Bersama Pajak, Atasi Pandemi, Pulihkan Ekonomi
Kalimat di atas merupakan tajuk yang diusung oleh Direktorat Jenderal Pajak untuk memperingati Hari Pajak pada tanggal 14 Juli 2021 yang diperingati dalam nuansa pandemi. Sederhananya, membayar pajak adalah cara membantu pihak-pihak yang terdampak pandemi secara lebih merata⸻atas dasar data yang telah dimiliki oleh Negara. Memang siapa pun bisa membantu secara langsung, tetapi cenderung terbatas dalam lingkup atau kelompok terdekat. Berbeda dengan penyaluran yang dilakukan oleh Negara yang telah mengantongi data dalam skala Nasional. Terkadang, tidak menutup kemungkinan bahwa bantuan yang dilakukan secara langsung ternyata kurang tepat sasaran, sebab di daerah lain ada yang jauh lebih membutuhkan. Data yang dimiliki individu secara personal tentu saja terbatas, sedangkan data yang dikantongi pemerintah telah melalui berbagai tahap validasi.

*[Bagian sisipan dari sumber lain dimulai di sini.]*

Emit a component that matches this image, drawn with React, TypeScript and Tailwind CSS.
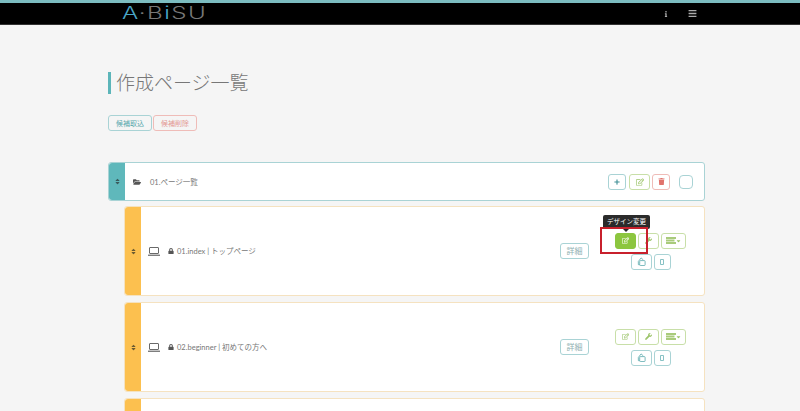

Kendati seperti ini, tak berarti masyarakat dilarang untuk membantu secara langsung. Sah-sah saja membantu pihak yang terdampak pandemi secara langsung, tetapi bukan berarti meninggalkan kewajiban membayar pajak dengan dalih membantu pihak yang terdampak pandemi. Masyarakat tak perlu takut tak bisa membantu, karena membayar pajak itu juga berarti membantu pihak-pihak yang terdampak pandemi melalui ‘tangan’ pemerintah.
Akhir kata, pajak memang tercipta untuk menunjang kepentingan bersama. ***
*AKHMAD IDRIS, Dosen Bahasa Indonesia di Sekolah Tinggi Ilmu Bahasa dan Sastra Satya Widya Surabaya sekaligus penulis buku ‘Wasiat Nabi Khidir untuk Rakyat Indonesia’.